Make sure you tell your doctor about any new medical problems, especially with your teeth or jaws. Tell your doctor if you have severe bone, joint, or muscle pain while using this medicine.

This medicine may increase your risk of developing fractures of the thigh bone. This may be more common if you use it for a long time. Check with your doctor right away if you have a dull or aching pain in the thighs, groin, or hips.

This medicine may interact with the dye used for bone scans.

Do not take other medicines unless they have been discussed with your doctor. This includes prescription or nonprescription (over-the-counter [OTC]) medicines and herbal or vitamin supplements.

Side Effects of This Medicine:

Along with its needed effects, a medicine may cause some unwanted effects.

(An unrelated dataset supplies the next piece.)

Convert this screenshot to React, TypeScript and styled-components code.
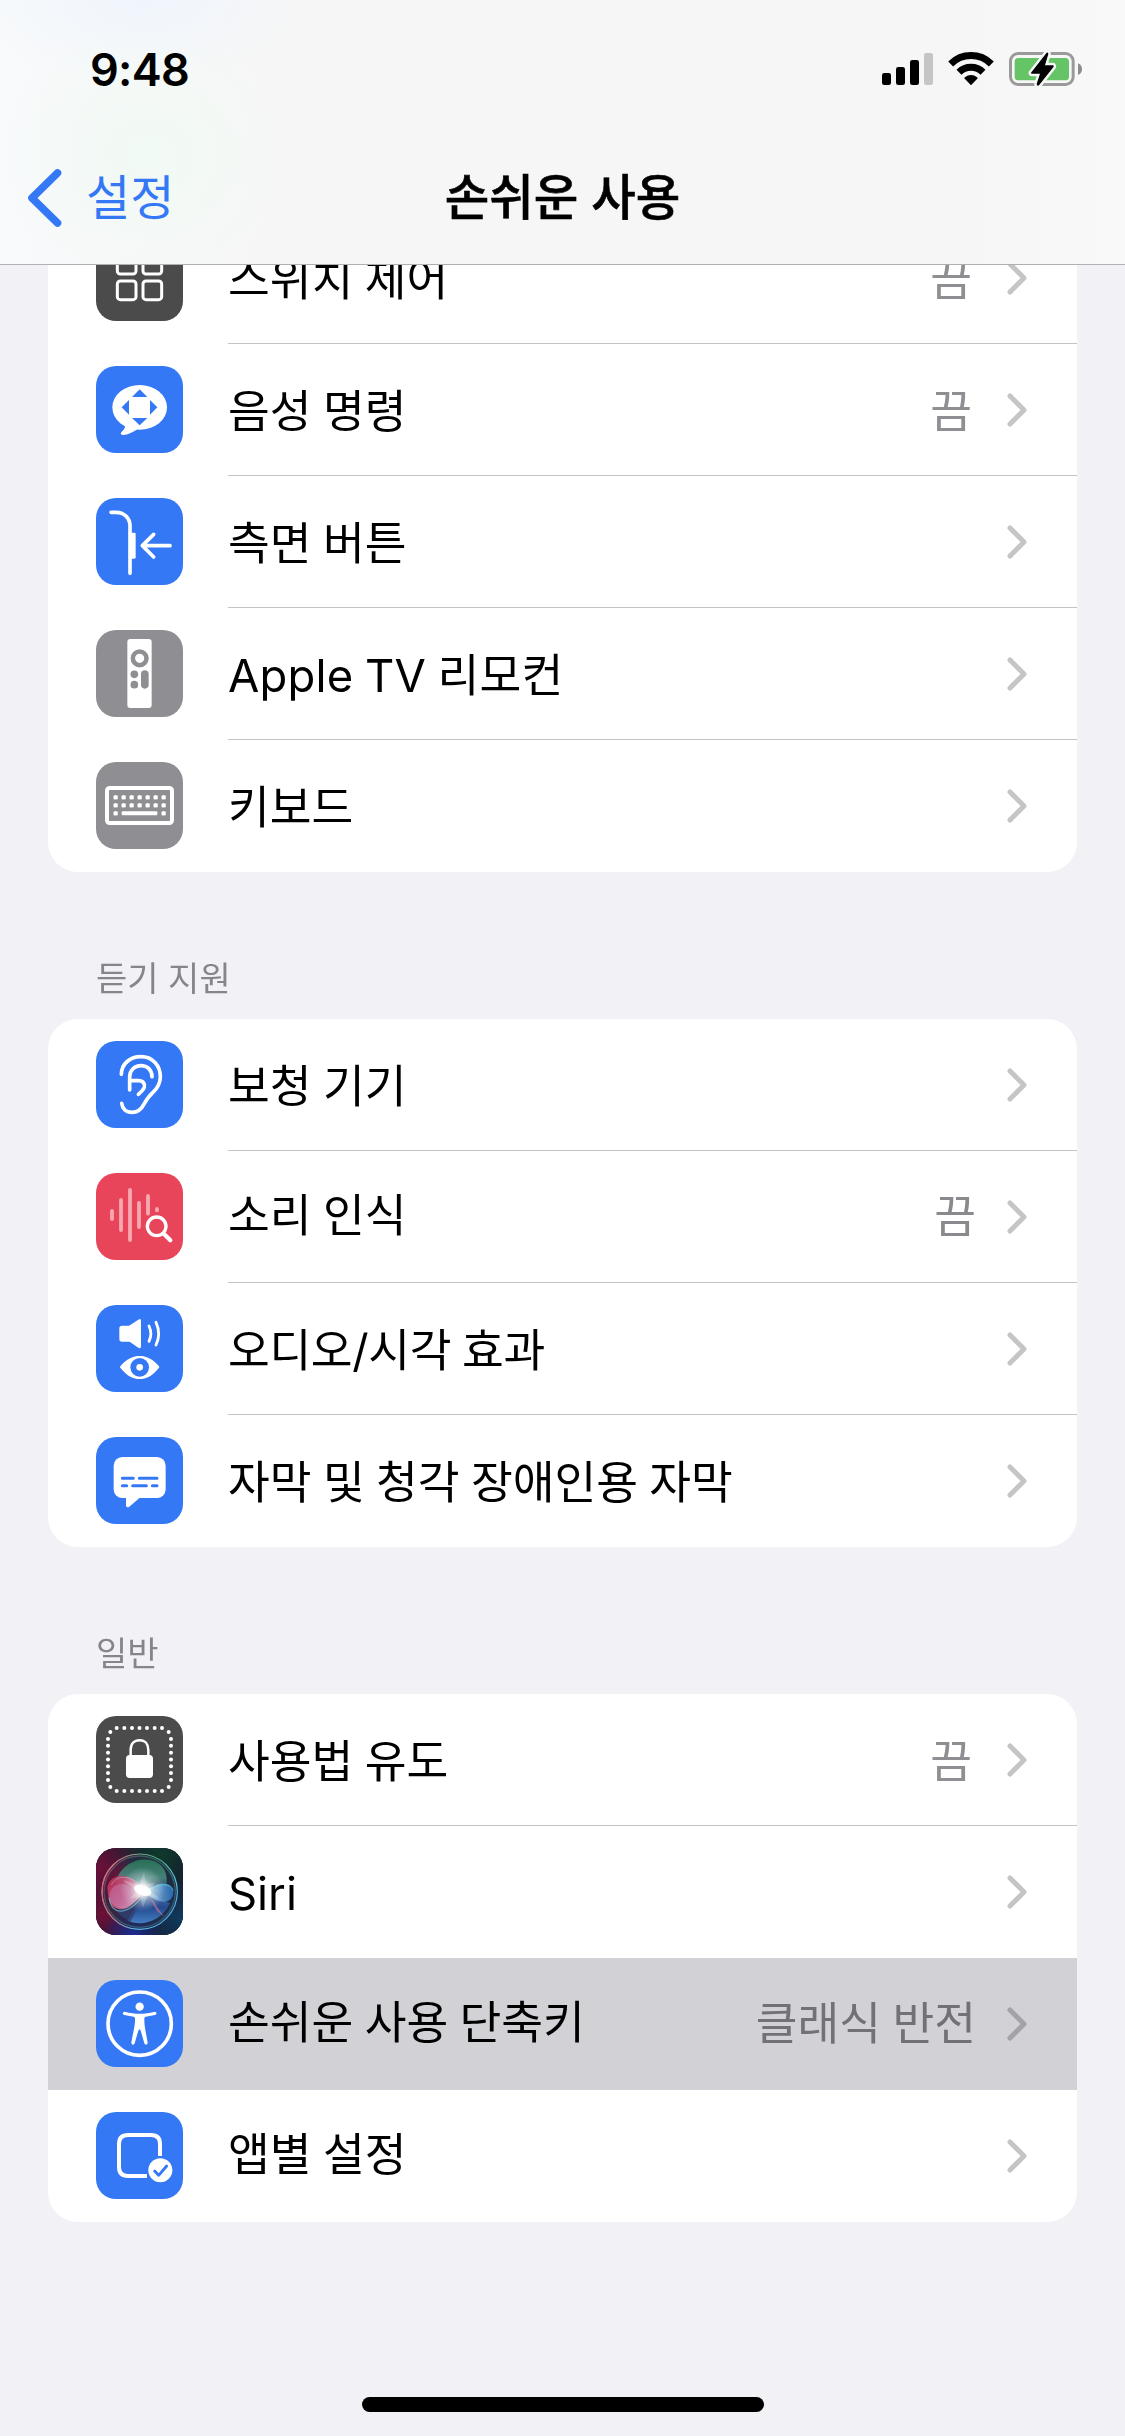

Although not all of these side effects may occur, if they do occur they may need medical attention.

Check with your doctor or nurse immediately if any of the following side effects occur:

More common
Back pain
blurred vision
difficulty with moving
dizziness
headache
muscle pain or stiffness
nervousness
pain in the joints
pounding in the ears
slow or fast heartbeat
Less common
Bladder pain
bloody or cloudy urine
body aches or pain
chills
cough
cough producing mucus
diarrhea
difficult, burning, or painful urination
difficulty with breathing
ear congestion
fever
frequent urge to urinate
general feeling of discomfort or illness
loss of appetite
loss of voice
lower back or side pain
muscle aches and pains
muscle cramping
nasal congestion
nausea
pain in the arms or legs
pain, swelling, or redness in the joints
shivering
shortness of breath
sneezing
sore throat
sweating
swollen joints
tightness in the chest
trouble sleeping
unusual tiredness or weakness
vomiting
Incidence not known
Abdominal or stomach cramps
agitation
blurred vision or other change in vision
bone, joint, or muscle pain (severe)
coma
confusion
convulsions
decreased urine output
decreased vision
depression
difficulty with swallowing
eye pain
eye redness
eye tenderness
heavy jaw feeling
hives
hostility
increased tearing
irregular heartbeats
irritability
itching
large, hive-like swelling on the face, eyelids, lips, tongue, throat, hands, legs, feet, or sex organs
lethargy
loosening of a tooth
muscle cramps in the hands, arms, feet, legs, or face
muscle twitching
nausea
numbness and tingling around the mouth, fingertips, or feet
pain, swelling, or numbness in the mouth or jaw
rapid weight gain
rash
seizures
sensitivity of the eye to light
severe eye pain
stupor
tearing
tremor
unusual pain in the thighs, groin, or hips

Some side effects may occur that usually do not need medical attention. These side effects may go away during treatment as your body adjusts to the medicine. Also, your health care professional may be able to tell you about ways to prevent or reduce some of these side effects. Check with your health care professional if any of the following side effects continue or are bothersome or if you have any questions about them:

More common
Abdominal or stomach pain
Less common
Acid or sour stomach
belching
burning feeling in the chest or stomach
constipation
diarrhea
heartburn
indigestion
red streaks on the skin
stomach discomfort or upset
stuffy nose
swelling, tenderness, or pain at the injection site
tenderness in the stomach area
weakness

Other side effects not listed may also occur in some patients. If you notice any other effects, check with your healthcare professional.

Call your doctor for medical advice about side effects. You may report side effects to the FDA at 1-800-FDA-1088.